We take supplements to stay healthy—either to fill in gaps in our diet or to find a natural means of treating a variety of ailments. But increasing scrutiny on the supplement industry has shown that some supplements aren’t at all what the label leads you to believe, and in fact, they may even do more harm than good. Here’s what you need to know.
Does Science Back up a Supplement’s Claims?
Before you buy a supplement, it’s helpful to know whether it’s worth taking in the first place. Does research back up the claims? For example, if you’re thinking of taking açaí supplements for weight loss, you’ll find that according to National Institutes of Health’s National Center for Complementary and Alternative Medicine, the Federal Trade Commission (FTC) has temporarily halted the operation of a number of websites for making false weight loss claims about açaí. However, if you’re considering taking chamomile capsules for anxiety, you’ll be pleased to know that research has demonstrated this plant’s effectiveness.
Both the National Center for Complementary and Alternative Medicine and the U.S. National Library of Medicine provide consumers with a library of resources on each individual herb. Just by doing a little research, you can find out about scientific studies as well as side effects and precautions you should know about before taking a supplement.
The Problem with Some Supplements
Sometimes even if the herbal supplement has been scientifically proven to be effective, it may not contain what the label says. In order to cut costs, some companies may add fillers or even contaminants, which often aren’t included in the ingredient list. This practice results in an inferior product that contains far less of the (often more expensive) active ingredient advertised on the label. This deceptive practice is not only misleading, it poses serious health risks for those who are allergic to common fillers like wheat or soy.
Last year, major supplement retailers like Target, GNC, and Walmart were accused of selling supplements that didn’t contain the ingredients listed on the label. A 2012 report of the Journal of the American Medical Association found that improperly labeled supplements could also contain contaminants that were in effect poisonous. This research, along with a number of other studies, shows that supplements can be dangerous if you choose the wrong bottle.

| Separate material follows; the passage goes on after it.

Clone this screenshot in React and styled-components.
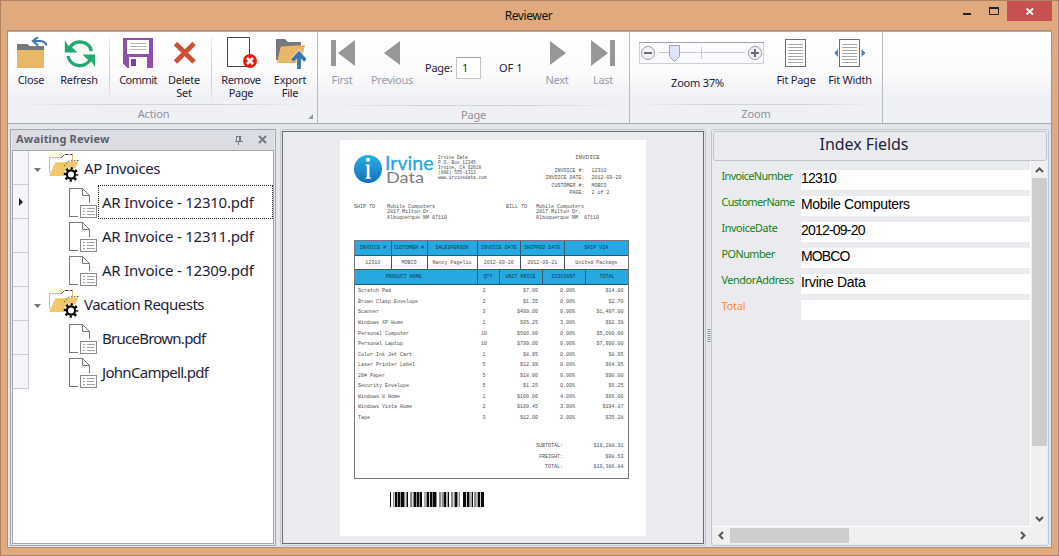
import React from "react";
import styled, { createGlobalStyle } from "styled-components";

const Global = createGlobalStyle`
  *{box-sizing:border-box}
  body{margin:0;overflow:hidden}
`;
const UI = `"Noto Sans","Open Sans",sans-serif`;

const Window = styled.div`
  width:1059px;height:556px;background:#e0aa7e;border:1px solid #ad8363;
  display:flex;flex-direction:column;font-family:${UI};font-size:11px;color:#1e1e3c;
`;
const TitleBar = styled.div`
  height:29px;display:flex;position:relative;justify-content:flex-end;padding-right:6px;
`;
const Title = styled.div`
  position:absolute;left:0;right:2px;top:6px;text-align:center;font-size:12px;line-height:18px;color:#111;letter-spacing:-.4px;
`;
const WinButton = styled.div`
  width:${p => p.$w}px;height:20px;background:${p => p.$close ? "#c75050" : "transparent"};
`;
const Client = styled.div`
  flex:1;margin:0 6px 7px 6px;border:1px solid #b48c70;display:flex;flex-direction:column;background:#e4e6eb;min-height:0;
`;
const Ribbon = styled.div`
  height:93px;display:flex;background:linear-gradient(#fff 0,#fbfbfc 45%,#eff0f4 75%,#f0f1f5 100%);
  border-bottom:1px solid #a5a7b0;border-top:1px solid #b3a8a4;
`;
const Group = styled.div`
  width:${p => p.$w}px;border-right:1px solid #b6b8c2;display:flex;flex-direction:column;position:relative;
`;
const GroupBody = styled.div`
  height:72px;display:flex;padding-left:${p => p.$pad || 0}px;
`;
const Caption = styled.div`
  height:20px;text-align:center;color:#8f909c;line-height:19px;letter-spacing:-.15px;padding-right:${p => p.$inset || 0}px;
  border-top:1px solid transparent;
  background:linear-gradient(90deg,transparent 3%,#d3d5da 30%,#d3d5da 70%,transparent 97%) top/100% 1px no-repeat;
`;
const Corner = styled.div`
  position:absolute;right:4px;bottom:4px;border:solid transparent;border-width:0 0 5px 5px;border-bottom-color:#9496a0;
`;
const Button = styled.div`
  width:${p => p.$w}px;display:flex;flex-direction:column;align-items:center;padding-top:5px;
  color:${p => p.$off ? "#9a9ba9" : "#1e1e3c"};text-align:center;line-height:13px;letter-spacing:${p => p.$ls || -.25}px;
  white-space:pre;
  svg{width:32px;height:34px;display:block;margin-bottom:2px}
`;
const Divider = styled.div`
  width:${p => p.$w}px;display:flex;justify-content:center;padding-top:3px;
  &::after{content:"";width:1px;height:68px;background:linear-gradient(#f4f4f6,#cfd1d7 40%,#cfd1d7 70%,#f0f1f4)}
`;
const PageEdit = styled.div`
  width:114px;display:flex;align-items:center;height:72px;padding-left:7px;line-height:13px;padding-bottom:1px;
`;
const PageLabel = styled.span`width:31px;letter-spacing:-.25px;`;
const PageInput = styled.div`
  width:25px;height:22px;background:#fff;border:1px solid #c3c4cb;border-top-color:#9d9ea8;padding-left:5px;line-height:20px;margin-right:18px;
`;
const ZoomColumn = styled.div`
  width:125px;display:flex;flex-direction:column;align-items:center;padding-top:10px;margin-right:5px;
  svg{display:block}
  span{margin:11px 8px 0 0;line-height:16px;letter-spacing:-.2px}
`;
const Workspace = styled.div`
  flex:1;display:flex;min-height:0;
`;
const TreePanel = styled.div`
  width:266px;margin:5px 0 1px 2px;border:1px solid #a3a5af;display:flex;flex-direction:column;background:#e8e9ee;
  padding:0 1px 1px 1px;
`;
const PanelHead = styled.div`
  height:20px;background:#dcdde2;display:flex;align-items:center;padding-left:4px;font-weight:700;color:#5c5e6c;letter-spacing:.18px;
  svg{display:block}
  span{flex:1;line-height:18px;margin-top:-2px}
`;
const Tree = styled.div`
  flex:1;background:#fff;border:1px solid #a3a5af;
`;
const Row = styled.div`
  height:34px;display:flex;font-size:15px;line-height:33px;color:#1e1e3c;
`;
const Indicator = styled.div`
  width:16px;height:34px;background:#f5f6f9;border-right:1px solid #cbccd4;border-bottom:1px solid #cbccd4;
  display:flex;align-items:center;padding-left:6px;
`;
const Expander = styled.div`
  width:20px;display:flex;align-items:center;padding:4px 0 0 5px;
`;
const Branch = styled.div`
  flex:1;display:flex;padding-left:${p => p.$leaf ? 39 : 0}px;
  svg{display:block;flex:none}
`;
const Label = styled.div`
  flex:1;padding-left:${p => p.$folder ? 1 : 3}px;letter-spacing:${p => p.$ls || -.22}px;white-space:nowrap;height:34px;
  border:1px dotted ${p => p.$focus ? "#222" : "transparent"};line-height:33px;
`;
const Viewer = styled.div`
  width:426px;margin:5px 0 1px 4px;border:1px solid #c3c5cc;border-radius:3px;padding:1px;display:flex;
`;
const Canvas = styled.div`
  flex:1;background:#eaebef;border:1px solid #6a6b72;padding:8px 0 0 57px;
`;
const Splitter = styled.div`
  width:5px;display:flex;align-items:center;justify-content:center;
`;
const FieldsPanel = styled.div`
  flex:1;margin:5px 2px 1px 0;border:1px solid #c3c5cf;border-radius:3px;background:#eaebef;padding:1px;display:flex;flex-direction:column;min-width:0;
`;
const FieldsHead = styled.div`
  height:30px;border:1px solid #bfc1cc;border-radius:3px;text-align:center;font-size:16px;line-height:25px;color:#1e1e3c;
  padding-right:32px;letter-spacing:-.05px;
`;
const FieldsBody = styled.div`flex:1;display:flex;min-height:0;`;
const FieldsList = styled.div`
  flex:1;display:flex;flex-direction:column;gap:6px;padding-top:9px;border-right:1px solid #fff;border-bottom:1px solid #fff;
`;
const Field = styled.div`
  display:flex;height:20px;
`;
const FieldName = styled.div`
  width:88px;padding-left:8.5px;line-height:14px;margin-top:-1px;font-size:10.8px;color:${p => p.$todo ? "#ff8c1a" : "#128012"};letter-spacing:${p => p.$ls}px;white-space:nowrap;
`;
const FieldValue = styled.div`
  flex:1;background:#fff;font:14px/17px "Liberation Sans",Arial,sans-serif;color:#000;letter-spacing:${p => p.$ls}px;white-space:nowrap;
`;
const VBar = styled.div`
  width:16px;background:#f0f0f0;display:flex;flex-direction:column;align-items:center;
  svg{display:block}
`;
const VThumb = styled.div`width:15px;height:268px;background:#cdcdcd;`;
const HBar = styled.div`
  height:17px;background:#f0f0f0;display:flex;padding-bottom:1px;align-items:center;
  svg{display:block}
`;
const HThumb = styled.div`width:119px;height:15px;background:#cdcdcd;margin-right:auto;`;

/* Invoice page shown in the viewer */
const Sheet = styled.div`
  width:306px;height:396px;background:#fff;padding:14px 17px 0 14px;font:5px/5px "Liberation Mono","Courier New",monospace;color:#505050;white-space:pre;
`;
const SheetTop = styled.div`display:flex;height:51px;`;
const Logo = styled.svg`width:80px;height:34px;display:block;flex:none;overflow:visible;`;
const Address = styled.div`width:103px;padding:.6px 0 0 4px;font-size:4.5px;line-height:5px;`;
const Facts = styled.div`flex:1;padding-top:1px;font-size:5px;`;
const FactsTitle = styled.div`padding-left:38px;height:13px;font-size:5.9px;`;
const Fact = styled.div`
  display:grid;grid-template-columns:47.5px 1fr;column-gap:7px;height:7.35px;line-height:7.35px;
  div:first-child{text-align:right}
`;
const Parties = styled.div`display:flex;height:35px;line-height:5.25px;`;
const PartyLabel = styled.div`width:${p => p.$w}px;text-align:${p => p.$right ? "right" : "left"};`;
const Party = styled.div`width:${p => p.$w}px;padding-left:${p => p.$pad || 0}px;`;
const Table = styled.div`border:1px solid #777;height:239px;display:flex;flex-direction:column;`;
const Line = styled.div`
  display:grid;grid-template-columns:${p => p.$cols};height:14.5px;line-height:14px;text-align:center;
  background:${p => p.$head ? "#25a9e0" : "#fff"};color:${p => p.$head ? "#123a54" : "#505050"};
  border-bottom:1px solid ${p => p.$head ? "#275a74" : "#555"};
  div+div{border-left:1px solid #3c5665}
  div:first-child{padding-right:${p => p.$shift || 0}px}
`;
const Items = styled.div`padding-top:1.9px;flex:1;`;
const Item = styled.div`
  display:grid;grid-template-columns:121px 16px 46px 37px 48.5px;height:10.56px;line-height:10.56px;text-align:right;
  div:first-child{text-align:left;padding-left:3px}
  div:nth-child(2){text-align:center}
`;
const Totals = styled.div`height:34px;margin-bottom:3px;`;
const TotalLine = styled.div`
  display:grid;grid-template-columns:208px 60.5px;height:10.56px;line-height:10.56px;text-align:right;
`;
const Barcode = styled.svg`display:block;margin:13px 0 0 36px;`;

const CloseIcon = () => <svg viewBox="0 0 32 34"><path d="M2 7h10l3 2h14v4H2z" fill="#77787b" /><path d="M2 13h27v18H2z" fill="#e9b765" /><path d="M23 0l-5 4 5 4.500M19 4h6q5 .2 7 4.500" fill="none" stroke="#3d77b5" strokeWidth="2.200" /></svg>;
const RefreshIcon = () => <svg viewBox="0 0 32 34"><g fill="none" stroke="#1fab70" strokeWidth="3.400"><path d="M6.500 11A12 12 0 0 1 28.500 14" /><path d="M27.500 22A12 12 0 0 1 5 19" /></g><path d="M1.800 3v12.500h12.700L9.500 10.500 5 8.500zM32 30V17.500H19.500l5 5 4.500 2.500z" fill="#1fab70" /></svg>;
const SaveIcon = () => <svg viewBox="0 0 32 34" shapeRendering="crispEdges"><path d="M1 1h30v30H5l-4-4z" fill="#8e4fad" /><path d="M5 3h22v14H5zM7 20h18v11H7z" fill="#fff" /><path d="M8 6.500h16M8 9.500h16M8 12.500h16" stroke="#b8b8b8" /><path d="M9 22h5v7H9z" fill="#7b3f9c" /></svg>;
const DeleteIcon = () => <svg viewBox="0 0 32 34"><path d="M7.500 6.500L26 25M26 6.500L7.500 25" stroke="#cb4f33" strokeWidth="4.600" /></svg>;
const RemoveIcon = () => <svg viewBox="0 0 32 34"><path d="M2.500.5h22v29h-22z" fill="#fff" stroke="#444" /><circle cx="25" cy="24" r="7" fill="#de1f0b" /><path d="M22 21l6 6M28 21l-6 6" stroke="#fff" strokeWidth="2.600" /></svg>;
const ExportIcon = () => <svg viewBox="0 0 32 34"><path d="M2 2h9l3 3h13v5H7L4 23H2z" fill="#77787b" /><path d="M7 9.500L31 8l-4 18H3z" fill="#e9b765" /><path d="M25 32V17M18.500 23l6.500-7 6.500 7" fill="none" stroke="#fff" strokeWidth="5.500" opacity=".45" /><path d="M25 32V17M18.500 23.500l6.500-7 6.500 7" fill="none" stroke="#3d77b5" strokeWidth="3.800" /></svg>;
const NavIcon = ({ d }) => <svg viewBox="0 0 32 34"><path d={d} fill="#979797" /></svg>;
const FitIcon = ({ wide }) => <svg viewBox="0 0 32 34"><path d="M5.500 2.500h20v27h-20z" fill="#fff" stroke="#707070" shapeRendering="crispEdges" /><path d="M8 7.500h15M8 10.500h15M8 13.500h15M8 16.500h15M8 19.500h15M8 22.500h15M8 25.500h15" stroke="#a8a8a8" shapeRendering="crispEdges" />{wide && <path d="M4 12v8L.3 16zM27.500 12v8l4-4z" fill="#4a84bd" />}</svg>;

const FolderIcon = () => <svg width="33" height="34"><path d="M.5 22V6.500h12l3-3h8V11" fill="none" stroke="#e9bf5e" /><path d="M12.500 6.500l3-3h8" fill="none" stroke="#3a3a30" strokeDasharray="3 2" /><path d="M0 25L6.500 11.500 29.500 10.500 22.500 25z" fill="#efc868" /><path d="M15 15l5-5 9.500-.5" fill="none" stroke="#59502f" strokeDasharray="1.500 1.500" /><circle cx="22" cy="23.500" r="7.500" fill="#fff" opacity=".5" /><circle cx="22" cy="23.500" r="4.100" fill="#fff" stroke="#0b0b0b" strokeWidth="2.200" /><circle cx="22" cy="23.500" r="6.100" fill="none" stroke="#0b0b0b" strokeWidth="2.400" strokeDasharray="2.300 2.491" strokeDashoffset="1.150" /></svg>;
const FileIcon = () => <svg width="30" height="34" shapeRendering="crispEdges"><path d="M10 31.500H1.500v-28h13l7 7V18" fill="none" stroke="#7a7a7a" /><path d="M14.500 3.500v7h7z" fill="none" stroke="#7a7a7a" shapeRendering="auto" /><path d="M12.500 20.500h16v12h-16z" fill="#fff" stroke="#8a8a8a" /><path d="M14.500 23.500h2M14.500 26.500h2M14.500 29.500h2M18.500 23.500h8M18.500 26.500h7M18.500 29.500h8" stroke="#a5a5a5" /></svg>;

const TREE = [
  { text: "AP Invoices", ls: -.38, folder: true },
  { text: "AR Invoice - 12310.pdf", focus: true },
  { text: "AR Invoice - 12311.pdf" },
  { text: "AR Invoice - 12309.pdf" },
  { text: "Vacation Requests", ls: -.52, folder: true },
  { text: "BruceBrown.pdf", ls: -.75 },
  { text: "JohnCampell.pdf", ls: -.7 },
];
const FIELDS = [
  ["InvoiceNumber", "12310", -.58, -.8], ["CustomerName", "Mobile Computers", -.6, -.3], ["InvoiceDate", "2012-09-20", -.4, -.8],
  ["PONumber", "MOBCO", -.5, -.9], ["VendorAddress", "Irvine Data", -.4, -.3], ["Total", "", -.1, 0],
];
const ITEMS = [
  ["Scratch Pad", "2", "$7.00", "0.00%", "$14.00"], ["Brown Clasp Envelope", "2", "$1.35", "0.00%", "$2.70"],
  ["Scanner", "3", "$499.00", "0.00%", "$1,497.00"], ["Windows XP Home", "1", "$95.25", "3.00%", "$92.39"],
  ["Personal Computer", "10", "$500.00", "0.00%", "$5,000.00"], ["Personal Laptop", "10", "$799.00", "0.00%", "$7,990.00"],
  ["Color Ink Jet Cart", "1", "$8.95", "0.00%", "$8.95"], ["Laser Printer Label", "5", "$12.99", "0.00%", "$64.95"],
  ["20# Paper", "5", "$18.00", "0.00%", "$90.00"], ["Security Envelope", "5", "$1.25", "0.00%", "$6.25"],
  ["Windows 8 Home", "1", "$100.00", "4.00%", "$96.00"], ["Windows Vista Home", "2", "$100.45", "3.00%", "$194.87"],
  ["Tape", "3", "$12.00", "2.00%", "$35.28"],
];
const BAR_GROUPS = [[3, 15], [20, 12], [34, 13], [49, 10], [61, 9], [73, 10], [84, 10]];
const BARS = [[0, 1], [5, 2], [8, 2], [11, 3], [17, 1], [24, 2], [27, 2], [30, 2], [37, 2], [40, 2], [43, 3], [54, 2], [58, 1], [65, 2], [73, 3], [77, 2], [82, 1], [88, 2], [91, 3]];
const BAR_GAPS = [4, 15, 22, 34.7, 39, 51, 56.5, 63, 68, 76, 80.5, 86.5, 90];
const HEAD1 = "35.5px 36px 50px 43.5px 43.5px 1fr";
const HEAD2 = "121.5px 22px 43px 43.5px 1fr";

const Cells = ({ of }) => of.map((t, i) => <div key={i}>{t}</div>);

function Invoice() {
  return (
    <Sheet>
      <SheetTop>
        <Logo viewBox="0 0 80 34">
          <defs><linearGradient id="disc" x2="0" y2="1"><stop stopColor="#2bb0e4" /><stop offset="1" stopColor="#1270b8" /></linearGradient></defs>
          <circle cx="14" cy="15" r="14" fill="url(#disc)" />
          <circle cx="14" cy="5.800" r="2.100" fill="#fff" /><path d="M11.500 10.500h4v13h1.500v1.200h-5.500v-1.200h1.300v-12h-1.300z" fill="#fff" />
          <text x="31" y="16" fontSize="19.500" fill="#27a5dc" stroke="#27a5dc" strokeWidth=".3" textLength="48.500" lengthAdjust="spacingAndGlyphs" fontFamily="Lato">Irvine</text>
          <text x="32" y="29" fontSize="16" fill="#808080" textLength="38" lengthAdjust="spacingAndGlyphs" fontFamily="Lato">Data</text>
        </Logo>
        <Address>{"Irvine Data\nP.O. Box 12345\nIrvine, CA 92618\n(888) 555-1313\nwww.irvinedata.com"}</Address>
        <Facts>
          <FactsTitle>INVOICE</FactsTitle>
          <Fact><Cells of={["INVOICE #:", "12310"]} /></Fact>
          <Fact><Cells of={["INVOICE DATE:", "2012-09-20"]} /></Fact>
          <Fact><Cells of={["CUSTOMER #:", "MOBCO"]} /></Fact>
          <Fact><Cells of={["PAGE:", "2 of 2"]} /></Fact>
        </Facts>
      </SheetTop>
      <Parties>
        <PartyLabel $w={33}>SHIP TO</PartyLabel>
        <Party $w={119}>{"Mobile Computers\n2817 Milton Dr.\nAlbuquerque NM 87110"}</Party>
        <PartyLabel $w={21} $right>BILL TO</PartyLabel>
        <Party $w={90} $pad={9}>{"Mobile Computers\n2817 Milton Dr.\nAlbuquerque NM  87110"}</Party>
      </Parties>
      <Table>
        <Line $head $cols={HEAD1}><Cells of={["INVOICE #", "CUSTOMER #", "SALESPERSON", "INVOICE DATE", "SHIPPED DATE", "SHIP VIA"]} /></Line>
        <Line $cols={HEAD1}><Cells of={["12310", "MOBCO", "Nancy Pagelio", "2012-09-20", "2012-09-21", "United Package"]} /></Line>
        <Line $head $shift={24} $cols={HEAD2}><Cells of={["PRODUCT NAME", "QTY", "UNIT PRICE", "DISCOUNT", "TOTAL"]} /></Line>
        <Items>{ITEMS.map(r => <Item key={r[0]}><Cells of={r} /></Item>)}</Items>
        <Totals>
          <TotalLine><Cells of={["SUBTOTAL:", "$19,288.31"]} /></TotalLine>
          <TotalLine><Cells of={["FREIGHT:", "$98.53"]} /></TotalLine>
          <TotalLine><Cells of={["TOTAL:", "$19,386.84"]} /></TotalLine>
        </Totals>
      </Table>
      <Barcode width="95" height="15">
        {BAR_GROUPS.map(([x, w]) => <rect key={x} x={x} width={w} height="15" fill="#8c8c8c" />)}
        {BAR_GAPS.map(x => <rect key={x} x={x} width=".8" height="15" fill="#e4e4e4" />)}
        {BARS.map(([x, w]) => <rect key={x} x={x} width={w} height="15" fill="#0a0a0a" />)}
      </Barcode>
    </Sheet>
  );
}

export default function App() {
  return (
    <Window>
      <Global />
      <TitleBar>
        <Title>Reviewer</Title>
        <WinButton $w={26}><svg width="26" height="20"><path d="M9 12h8v2H9z" fill="#222" /></svg></WinButton>
        <WinButton $w={27}><svg width="27" height="20"><path d="M9.500 6.500h9v7h-9z" fill="none" stroke="#222" /><path d="M9 6h10v2H9z" fill="#222" /></svg></WinButton>
        <WinButton $w={45} $close><svg width="45" height="20"><path d="M19.500 7.500l6.500 6M26 7.500l-6.500 6" stroke="#fff" strokeWidth="1.800" /></svg></WinButton>
      </TitleBar>
      <Client>
        <Ribbon>
          <Group $w={310}>
            <GroupBody>
              <Button $w={46}><CloseIcon />Close</Button>
              <Button $w={50}><RefreshIcon />Refresh</Button>
              <Divider $w={11} />
              <Button $w={46} $ls={-.55}><SaveIcon />Commit</Button>
              <Button $w={46}><DeleteIcon />{"Delete\nSet"}</Button>
              <Divider $w={9} />
              <Button $w={50} $ls={-.35}><RemoveIcon />{"Remove\nPage"}</Button>
              <Button $w={48}><ExportIcon />{"Export\nFile"}</Button>
            </GroupBody>
            <Caption $inset={18}>Action</Caption>
            <Corner />
          </Group>
          <Group $w={312}>
            <GroupBody>
              <Button $w={48} $off><NavIcon d="M5 3h5v26H5zM29 3v26L12 16z" />First</Button>
              <Button $w={52} $off><NavIcon d="M24 4v24L8 16z" />Previous</Button>
              <PageEdit><PageLabel>Page:</PageLabel><PageInput>1</PageInput><span>OF 1</span></PageEdit>
              <Button $w={50} $off><NavIcon d="M9 4v24l16-12z" />Next</Button>
              <Button $w={42} $off><NavIcon d="M4 3v26l17-13zM23 3h5v26h-5z" />Last</Button>
            </GroupBody>
            <Caption>Page</Caption>
          </Group>
          <Group $w={253}>
            <GroupBody $pad={9}>
              <ZoomColumn>
                <svg width="125" height="22">
                  <path d="M.5.5h124v21H.5z" fill="#fbfbfd" stroke="#cfd0d7" /><path d="M0 .5h125" stroke="#a3a4ae" />
                  <path d="M19 10.500h87" stroke="#c8c9d2" /><path d="M62.500 5v12" stroke="#c8c9d2" />
                  <g fill="#f4f4f6" stroke="#9c9da8"><circle cx="9" cy="11" r="6.500" /><circle cx="116" cy="11" r="6.500" /></g>
                  <path d="M5 11h8M112 11h8M116 7v8" stroke="#6d6e7a" strokeWidth="2" />
                  <path d="M30.500 3.500h10v11l-5 5-5-5z" fill="#dfe5fb" stroke="#a0a2ae" />
                </svg>
                <span>Zoom 37%</span>
              </ZoomColumn>
              <Button $w={54}><FitIcon />Fit Page</Button>
              <Button $w={54}><FitIcon wide />Fit Width</Button>
            </GroupBody>
            <Caption>Zoom</Caption>
          </Group>
        </Ribbon>
        <Workspace>
          <TreePanel>
            <PanelHead>
              <span>Awaiting Review</span>
              <svg width="23" height="20"><path d="M3.500 6v5M2 11.500h8M5.500 11v4M3.500 6.500h5" stroke="#777985" fill="none" /><path d="M6 6h2v5H6z" fill="#777985" /></svg>
              <svg width="18" height="20"><path d="M3 6l7 7M10 6l-7 7" stroke="#777985" strokeWidth="2" /></svg>
            </PanelHead>
            <Tree>
              {TREE.map(n => (
                <Row key={n.text}>
                  <Indicator>{n.focus && <svg width="5" height="8"><path d="M0 0l4 4-4 4z" fill="#1e1e3c" /></svg>}</Indicator>
                  {n.folder && <Expander><svg width="8" height="5"><path d="M0 0h7L3.500 4z" fill="#777985" /></svg></Expander>}
                  <Branch $leaf={!n.folder}>
                    {n.folder ? <FolderIcon /> : <FileIcon />}
                    <Label $focus={n.focus} $folder={n.folder} $ls={n.ls}>{n.text}</Label>
                  </Branch>
                </Row>
              ))}
            </Tree>
          </TreePanel>
          <Viewer><Canvas><Invoice /></Canvas></Viewer>
          <Splitter><svg width="4" height="14"><path d="M2 0v14" stroke="#8f919b" strokeWidth="3" strokeDasharray="1 1" /></svg></Splitter>
          <FieldsPanel>
            <FieldsHead>Index Fields</FieldsHead>
            <FieldsBody>
              <FieldsList>
                {FIELDS.map(([n, v, nameSpacing, valueSpacing]) => (
                  <Field key={n}><FieldName $ls={nameSpacing} $todo={n === "Total"}>{n}</FieldName><FieldValue $ls={valueSpacing}>{v}</FieldValue></Field>
                ))}
              </FieldsList>
              <VBar>
                <svg width="15" height="17"><path d="M4 11l3.500-3.500L11 11" fill="none" stroke="#555" strokeWidth="2" /></svg>
                <VThumb />
                <svg width="15" height="17" style={{ marginTop: "auto" }}><path d="M4 7l3.500 3.500L11 7" fill="none" stroke="#555" strokeWidth="2" /></svg>
              </VBar>
            </FieldsBody>
            <HBar>
              <svg width="17" height="15"><path d="M10 4L6.500 7.500 10 11" fill="none" stroke="#555" strokeWidth="2" /></svg>
              <HThumb />
              <svg width="33" height="15"><path d="M7 4l3.500 3.500L7 11" fill="none" stroke="#555" strokeWidth="2" /></svg>
            </HBar>
          </FieldsPanel>
        </Workspace>
      </Client>
    </Window>
  );
}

Be Wary of Exaggerated Claims
For consumers, it’s worth being skeptical of seemingly exaggerated claims. If a supplement purports to prevent or cure a disease, the company may not be trustworthy. The FTC has filed more than 30 cases against supplement companies that have made false or misleading claims about their products. Some weight loss supplements, in particular, have been shown to make people really sick, causing scary illnesses like acute hepatitis and jaundice.
Buy Certified Supplements
You can’t know for sure what’s in a supplement unless it’s tested. The U.S. Pharmacopeial Convention (USP) is a nonprofit organization that tests supplements to see if they contain the ingredients that the labels claim they do. You know the supplement has been tested if the label reads USP certified. NSF is another certifying body that independently tests products to ensure that labels are accurate.
What to Look for in a Multivitamin
Multivitamins are among the most popular supplements, so it’s important to know what to look for in a product. For starters, look for essential vitamins and minerals like vitamin C, the B vitamins, vitamins A, D, E, and K, as well as potassium, iodine, selenium, borate, zinc, calcium, magnesium, manganese, molybdenum, beta-carotene, and iron. The supplement should contain 100 percent of these vitamins except for calcium and magnesium, which would make the pill too large to swallow.
What’s more, make sure you choose a supplement geared toward your sex and age group so it includes the nutrients you need the most. Finally, don’t take supplements that go far beyond 100 percent of your daily allowance; some studies have shown them to be ineffective and, in some cases, even dangerous. Mega doses of fat-soluble vitamins like A, D, E, and K can build up in your system and cause problems.
Supplements are part of a healthy lifestyle for many of us. That’s why it’s important to ensure that you get what you’re paying for as a consumer.